And what about the means? Davis speaks of restoration “by biblical means.” Keller expands that: “the ordinary means of grace”—the ministry of the Word, prayer, and the sacraments.

Before we categorize churches, assess pathways for change, install new leaders, or implement new methods—before any of that—we must first establish in our hearts the right target and commit ourselves to the right means.

Renewal Matters Because the Heart Matters

Perhaps you’ve heard the grim statistics—how many churches close their doors every week. Or maybe you’ve heard a painful story: a once-vibrant congregation now reduced to a handful of discouraged people, huddled together on Sunday mornings in a cavernous, undermaintained building, listening to a twice-baked sermon in a room that echoes with the absence of the next generation.

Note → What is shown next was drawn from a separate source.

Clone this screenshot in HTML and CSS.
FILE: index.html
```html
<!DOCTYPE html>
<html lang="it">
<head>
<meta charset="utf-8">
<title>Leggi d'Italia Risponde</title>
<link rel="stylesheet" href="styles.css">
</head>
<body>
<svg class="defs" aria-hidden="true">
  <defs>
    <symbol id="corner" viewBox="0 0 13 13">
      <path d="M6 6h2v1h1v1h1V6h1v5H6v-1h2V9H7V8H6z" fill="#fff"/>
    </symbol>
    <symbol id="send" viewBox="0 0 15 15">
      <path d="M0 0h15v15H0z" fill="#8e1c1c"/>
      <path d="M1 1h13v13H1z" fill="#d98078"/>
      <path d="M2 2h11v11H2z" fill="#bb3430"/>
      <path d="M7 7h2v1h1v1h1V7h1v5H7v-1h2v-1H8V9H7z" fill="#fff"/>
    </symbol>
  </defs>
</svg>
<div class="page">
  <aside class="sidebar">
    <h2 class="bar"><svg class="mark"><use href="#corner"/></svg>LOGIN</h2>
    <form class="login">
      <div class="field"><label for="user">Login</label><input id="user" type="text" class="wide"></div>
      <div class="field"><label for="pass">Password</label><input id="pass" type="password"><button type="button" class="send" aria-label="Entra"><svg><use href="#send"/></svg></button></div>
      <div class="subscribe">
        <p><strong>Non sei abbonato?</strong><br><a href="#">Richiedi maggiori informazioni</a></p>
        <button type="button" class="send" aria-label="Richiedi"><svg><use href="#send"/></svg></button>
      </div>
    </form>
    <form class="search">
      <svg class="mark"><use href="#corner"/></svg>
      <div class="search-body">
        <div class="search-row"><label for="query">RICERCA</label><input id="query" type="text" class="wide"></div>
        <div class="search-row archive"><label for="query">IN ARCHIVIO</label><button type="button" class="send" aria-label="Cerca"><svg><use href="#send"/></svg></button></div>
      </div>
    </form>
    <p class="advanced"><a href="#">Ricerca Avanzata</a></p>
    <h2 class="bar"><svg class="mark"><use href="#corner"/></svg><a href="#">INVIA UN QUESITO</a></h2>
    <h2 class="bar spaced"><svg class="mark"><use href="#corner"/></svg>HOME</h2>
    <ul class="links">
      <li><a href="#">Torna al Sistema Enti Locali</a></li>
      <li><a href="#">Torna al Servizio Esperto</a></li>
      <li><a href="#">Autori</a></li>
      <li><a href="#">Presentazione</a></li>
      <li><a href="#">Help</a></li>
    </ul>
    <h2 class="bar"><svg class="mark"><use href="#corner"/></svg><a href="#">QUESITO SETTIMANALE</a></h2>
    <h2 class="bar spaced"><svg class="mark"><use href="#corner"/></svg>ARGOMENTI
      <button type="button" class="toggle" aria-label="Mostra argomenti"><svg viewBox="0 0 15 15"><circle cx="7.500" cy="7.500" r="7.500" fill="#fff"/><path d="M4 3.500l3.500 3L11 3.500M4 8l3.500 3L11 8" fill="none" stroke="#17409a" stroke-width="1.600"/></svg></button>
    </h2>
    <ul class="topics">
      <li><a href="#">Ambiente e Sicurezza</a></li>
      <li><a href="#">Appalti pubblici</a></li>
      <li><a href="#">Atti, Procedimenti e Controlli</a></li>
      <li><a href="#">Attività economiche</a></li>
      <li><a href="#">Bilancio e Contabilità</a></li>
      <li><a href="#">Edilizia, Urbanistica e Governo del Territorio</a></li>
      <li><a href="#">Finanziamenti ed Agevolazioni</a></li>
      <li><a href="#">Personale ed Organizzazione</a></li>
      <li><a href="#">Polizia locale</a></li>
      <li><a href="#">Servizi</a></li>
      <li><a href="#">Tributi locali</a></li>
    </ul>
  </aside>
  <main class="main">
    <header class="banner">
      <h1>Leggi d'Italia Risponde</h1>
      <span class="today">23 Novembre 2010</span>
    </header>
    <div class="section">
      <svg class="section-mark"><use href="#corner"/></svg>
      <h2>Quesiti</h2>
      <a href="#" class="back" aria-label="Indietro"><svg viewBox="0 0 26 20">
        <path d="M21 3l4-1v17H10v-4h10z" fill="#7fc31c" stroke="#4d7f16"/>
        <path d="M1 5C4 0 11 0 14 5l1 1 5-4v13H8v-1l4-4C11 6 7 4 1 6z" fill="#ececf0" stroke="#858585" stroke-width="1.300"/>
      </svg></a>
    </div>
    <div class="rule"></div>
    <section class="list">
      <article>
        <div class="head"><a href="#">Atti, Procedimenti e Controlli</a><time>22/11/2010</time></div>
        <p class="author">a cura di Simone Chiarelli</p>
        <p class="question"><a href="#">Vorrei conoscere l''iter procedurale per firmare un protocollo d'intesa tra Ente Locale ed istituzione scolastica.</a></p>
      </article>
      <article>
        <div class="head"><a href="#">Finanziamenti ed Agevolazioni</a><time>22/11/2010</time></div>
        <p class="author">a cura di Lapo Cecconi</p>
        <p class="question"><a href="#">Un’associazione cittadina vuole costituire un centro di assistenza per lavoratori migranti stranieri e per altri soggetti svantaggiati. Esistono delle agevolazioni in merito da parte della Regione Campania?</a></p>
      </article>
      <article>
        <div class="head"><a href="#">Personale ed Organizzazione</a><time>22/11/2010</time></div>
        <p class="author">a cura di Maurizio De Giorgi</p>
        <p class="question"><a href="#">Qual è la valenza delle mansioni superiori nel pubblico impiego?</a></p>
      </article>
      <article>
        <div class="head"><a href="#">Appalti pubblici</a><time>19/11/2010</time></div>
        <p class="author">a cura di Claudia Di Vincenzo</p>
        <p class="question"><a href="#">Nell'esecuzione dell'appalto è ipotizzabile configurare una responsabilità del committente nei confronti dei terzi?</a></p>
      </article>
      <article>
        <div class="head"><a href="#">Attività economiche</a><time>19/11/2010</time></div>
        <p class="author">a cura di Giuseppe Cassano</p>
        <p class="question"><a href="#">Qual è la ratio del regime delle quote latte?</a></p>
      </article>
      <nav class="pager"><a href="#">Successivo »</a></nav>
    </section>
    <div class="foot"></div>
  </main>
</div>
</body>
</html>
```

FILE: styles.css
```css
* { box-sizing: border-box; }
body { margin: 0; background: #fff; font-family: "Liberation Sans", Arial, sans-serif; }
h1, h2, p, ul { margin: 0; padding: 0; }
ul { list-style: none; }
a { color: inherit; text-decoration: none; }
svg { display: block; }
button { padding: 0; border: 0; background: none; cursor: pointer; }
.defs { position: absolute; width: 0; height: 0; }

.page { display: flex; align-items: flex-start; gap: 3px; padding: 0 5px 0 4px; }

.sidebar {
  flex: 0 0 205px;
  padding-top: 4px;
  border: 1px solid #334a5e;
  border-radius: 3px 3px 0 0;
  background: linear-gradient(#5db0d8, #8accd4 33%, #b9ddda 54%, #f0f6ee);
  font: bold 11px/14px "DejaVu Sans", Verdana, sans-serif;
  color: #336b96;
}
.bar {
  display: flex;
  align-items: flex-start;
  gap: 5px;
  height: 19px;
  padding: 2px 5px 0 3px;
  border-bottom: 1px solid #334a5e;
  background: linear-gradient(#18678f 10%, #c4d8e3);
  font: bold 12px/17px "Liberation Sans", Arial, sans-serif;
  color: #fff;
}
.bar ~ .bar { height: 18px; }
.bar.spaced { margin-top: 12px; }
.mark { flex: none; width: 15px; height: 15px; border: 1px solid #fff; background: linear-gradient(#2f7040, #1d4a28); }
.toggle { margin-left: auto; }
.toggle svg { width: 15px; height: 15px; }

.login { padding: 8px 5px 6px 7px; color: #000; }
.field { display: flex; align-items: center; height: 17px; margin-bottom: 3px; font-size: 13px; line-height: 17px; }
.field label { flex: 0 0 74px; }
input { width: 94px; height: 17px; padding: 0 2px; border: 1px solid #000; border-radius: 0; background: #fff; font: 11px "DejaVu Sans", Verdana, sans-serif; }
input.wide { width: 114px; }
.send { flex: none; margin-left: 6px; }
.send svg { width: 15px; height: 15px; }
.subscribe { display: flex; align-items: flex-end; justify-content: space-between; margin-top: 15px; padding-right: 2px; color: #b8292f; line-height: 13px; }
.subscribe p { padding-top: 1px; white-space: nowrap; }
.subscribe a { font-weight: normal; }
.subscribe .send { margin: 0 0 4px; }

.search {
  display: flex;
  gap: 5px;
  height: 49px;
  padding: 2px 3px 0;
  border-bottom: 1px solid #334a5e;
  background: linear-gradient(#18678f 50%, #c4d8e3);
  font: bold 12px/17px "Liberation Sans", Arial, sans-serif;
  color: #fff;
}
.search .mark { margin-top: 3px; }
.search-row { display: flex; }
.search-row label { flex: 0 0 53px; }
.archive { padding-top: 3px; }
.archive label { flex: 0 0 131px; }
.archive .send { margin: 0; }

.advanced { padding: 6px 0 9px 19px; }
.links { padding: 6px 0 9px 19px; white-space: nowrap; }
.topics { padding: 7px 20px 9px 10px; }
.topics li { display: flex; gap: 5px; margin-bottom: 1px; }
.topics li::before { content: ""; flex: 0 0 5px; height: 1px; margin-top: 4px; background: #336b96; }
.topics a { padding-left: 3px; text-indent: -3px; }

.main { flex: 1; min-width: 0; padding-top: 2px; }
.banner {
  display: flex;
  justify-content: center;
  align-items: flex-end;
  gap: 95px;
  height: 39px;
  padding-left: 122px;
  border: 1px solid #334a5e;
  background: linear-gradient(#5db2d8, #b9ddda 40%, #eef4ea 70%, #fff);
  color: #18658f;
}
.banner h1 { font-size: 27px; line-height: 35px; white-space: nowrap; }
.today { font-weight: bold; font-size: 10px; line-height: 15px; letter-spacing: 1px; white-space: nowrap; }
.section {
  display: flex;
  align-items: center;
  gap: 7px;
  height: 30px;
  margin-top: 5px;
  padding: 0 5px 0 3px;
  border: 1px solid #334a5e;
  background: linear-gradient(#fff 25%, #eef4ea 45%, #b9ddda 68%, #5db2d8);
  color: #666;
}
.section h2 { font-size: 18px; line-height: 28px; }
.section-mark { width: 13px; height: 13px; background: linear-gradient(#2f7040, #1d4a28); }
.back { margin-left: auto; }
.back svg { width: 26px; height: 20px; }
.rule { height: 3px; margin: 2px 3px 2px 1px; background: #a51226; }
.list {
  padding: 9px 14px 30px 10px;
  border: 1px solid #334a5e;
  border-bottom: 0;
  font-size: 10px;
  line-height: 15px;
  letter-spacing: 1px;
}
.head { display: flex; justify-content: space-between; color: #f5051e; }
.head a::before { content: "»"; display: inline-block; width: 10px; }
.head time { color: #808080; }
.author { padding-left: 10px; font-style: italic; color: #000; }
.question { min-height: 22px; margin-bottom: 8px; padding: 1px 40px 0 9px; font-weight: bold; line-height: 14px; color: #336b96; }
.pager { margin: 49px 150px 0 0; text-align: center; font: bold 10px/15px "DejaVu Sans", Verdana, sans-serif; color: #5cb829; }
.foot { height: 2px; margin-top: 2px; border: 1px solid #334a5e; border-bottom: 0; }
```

These statistics and stories aren’t just about buildings or budgets. They’re about the fading of gospel witness, the erosion of discipleship, and the loss of mission in communities that desperately need the hope of Christ.

Renewal matters because the church matters. Jesus shed his blood for the church (Acts 20:28). He walks among the lampstands (Revelation 2–3). He is committed to refining and reviving his people. When a church is spiritually healthy—when hearts are renewed, the gospel is clear, and love for God and neighbor is vibrant—it becomes a beacon of hope in a dark and broken world.

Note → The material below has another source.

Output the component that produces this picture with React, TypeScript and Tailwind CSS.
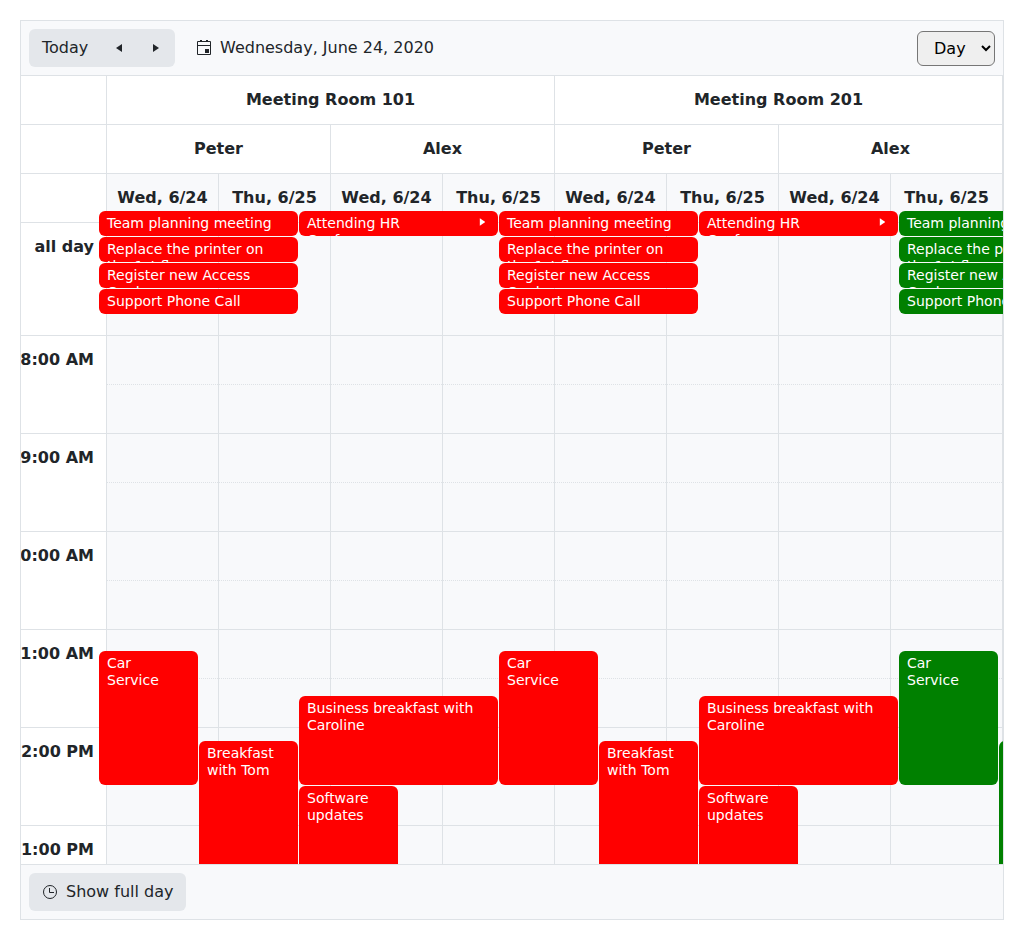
import React from 'react';

const rooms = ['Meeting Room 101', 'Meeting Room 201'];
const people = ['Peter', 'Alex', 'Peter', 'Alex'];
const days = ['Wed, 6/24', 'Thu, 6/25', 'Wed, 6/24', 'Thu, 6/25', 'Wed, 6/24', 'Thu, 6/25', 'Wed, 6/24', 'Thu, 6/25'];
const hours = ['8:00 AM', '9:00 AM', '10:00 AM', '11:00 AM', '12:00 PM', '1:00 PM'];

type CalendarEvent = {
  title: string;
  left: number;
  top: number;
  width: number;
  height: number;
  continues?: boolean;
};

const groupEvents: CalendarEvent[] = [
  { title: 'Team planning meeting', left: 0, top: 0, width: 199, height: 25 },
  { title: 'Replace the printer on the 1st floor', left: 0, top: 26, width: 199, height: 25 },
  { title: 'Register new Access Card', left: 0, top: 52, width: 199, height: 25 },
  { title: 'Support Phone Call', left: 0, top: 78, width: 199, height: 25 },
  { title: 'Attending HR Conference', left: 200, top: 0, width: 199, height: 25, continues: true },
  { title: 'Car Service', left: 0, top: 440, width: 99, height: 134 },
  { title: 'Breakfast with Tom', left: 100, top: 530, width: 99, height: 180 },
  { title: 'Business breakfast with Caroline', left: 200, top: 485, width: 199, height: 89 },
  { title: 'Software updates', left: 200, top: 575, width: 99, height: 134 },
];

const groups = [
  { offset: 78, color: 'bg-[#ff0000]' },
  { offset: 478, color: 'bg-[#ff0000]' },
  { offset: 878, color: 'bg-[#008000]' },
];

function EventBox({ event, offset, color }: { event: CalendarEvent; offset: number; color: string }) {
  return (
    <div
      className={`absolute flex overflow-hidden rounded-md pt-1 pr-3 pl-2 text-sm leading-[17px] text-white ${color}`}
      style={{ left: offset + event.left, top: 135 + event.top, width: event.width, height: event.height }}
    >
      <span className={event.continues ? 'w-[150px] shrink-0' : 'mr-1 min-w-0 flex-1'}>{event.title}</span>
      {event.continues && (
        <svg className="mt-[3px] ml-[22px] h-2 w-1.5 shrink-0" viewBox="0 0 6 8" fill="currentColor">
          <path d="M0.8 0.3 6.2 4 0.8 7.7Z" />
        </svg>
      )}
    </div>
  );
}

function HeaderRow({ labels, tinted }: { labels: string[]; tinted?: boolean }) {
  return (
    <div className="flex h-[49px] shrink-0">
      <div className="w-[86px] shrink-0 border-r border-b border-[#dee2e6]" />
      {labels.map((label, i) => (
        <div
          key={i}
          className={`flex flex-1 items-center justify-center border-r border-b border-[#dee2e6] font-bold whitespace-nowrap ${tinted ? 'bg-[#f8f9fb]' : ''}`}
        >
          {label}
        </div>
      ))}
    </div>
  );
}

function TimeLabel({ text }: { text: string }) {
  return (
    <div className="flex w-[86px] shrink-0 justify-end border-r border-b border-[#dee2e6] pt-3 pr-3 font-bold whitespace-nowrap">
      {text}
    </div>
  );
}

export default function App() {
  return (
    <div className="h-[940px] w-[1024px] bg-white p-5 font-['DejaVu_Sans',sans-serif] text-base text-[#212529]">
      <div className="flex h-[900px] flex-col overflow-hidden border border-[#dee2e6]">
        <header className="flex h-[55px] shrink-0 items-center border-b border-[#dee2e6] bg-[#f8f9fb] px-2">
          <div className="flex h-[38px] w-[146px] items-center rounded-md bg-[#e4e7eb]">
            <button className="pl-[13px]">Today</button>
            <button className="ml-7" aria-label="Previous">
              <svg className="h-2 w-1.5" viewBox="0 0 6 8" fill="currentColor">
                <path d="M6 0V8L0 4Z" />
              </svg>
            </button>
            <button className="ml-[31px]" aria-label="Next">
              <svg className="h-2 w-1.5" viewBox="0 0 6 8" fill="currentColor">
                <path d="M0 0V8L6 4Z" />
              </svg>
            </button>
          </div>
          <svg className="ml-[22px] h-4 w-[14px]" viewBox="0 0 14 16" fill="none" stroke="currentColor">
            <path d="M0.5 1.5h13v13h-13zM0.5 5.5h13" />
            <path d="M3 0h2v2H3zM9 0h2v2H9zM8 9h4v4H8z" fill="currentColor" stroke="none" />
          </svg>
          <span className="ml-[9px]">Wednesday, June 24, 2020</span>
          <select className="ml-auto h-[35px] w-[78px] rounded-md border border-[#767676] bg-[#efefef] pl-3 text-black">
            <option>Day</option>
          </select>
        </header>

        <main className="relative flex min-h-0 flex-1 flex-col overflow-hidden">
          <HeaderRow labels={rooms} />
          <HeaderRow labels={people} />
          <HeaderRow labels={days} tinted />
          <div className="flex h-[113px] shrink-0">
            <TimeLabel text="all day" />
            {days.map((_, i) => (
              <div key={i} className="flex-1 border-r border-b border-[#dee2e6] bg-[#f8f9fb]" />
            ))}
          </div>
          {hours.map((hour) => (
            <div key={hour} className="flex h-[98px] shrink-0">
              <TimeLabel text={hour} />
              {days.map((_, i) => (
                <div key={i} className="flex flex-1 flex-col border-r border-b border-[#dee2e6] bg-[#f8f9fb]">
                  <div className="h-[49px] border-b border-dotted border-[#dee2e6]" />
                </div>
              ))}
            </div>
          ))}
          {groups.map((group) =>
            groupEvents.map((event) => (
              <EventBox key={`${group.offset}-${event.title}`} event={event} offset={group.offset} color={group.color} />
            )),
          )}
        </main>

        <footer className="flex h-[55px] shrink-0 items-center border-t border-[#dee2e6] bg-[#f8f9fb] px-2">
          <button className="flex h-[38px] w-[157px] items-center rounded-md bg-[#e4e7eb] pl-[14px]">
            <svg className="h-[14px] w-[14px]" viewBox="0 0 14 14" fill="none" stroke="currentColor">
              <circle cx="7" cy="7" r="6.5" />
              <path d="M6.5 3v4.5H11" />
            </svg>
            <span className="ml-[9px]">Show full day</span>
          </button>
        </footer>
      </div>
    </div>
  );
}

That’s why church renewal is not about nostalgia for the past. It’s about faithfulness in the present and fruitfulness for the future. It’s about seeing dry bones live again through the Spirit of God and the Word of God.

Renewal matters because the heart matters.

Does Our Church Need Renewal?

The obvious answer is yes—every church needs renewal. As Richard Lovelace reminded us, renewal is not a one-time event but a way of life.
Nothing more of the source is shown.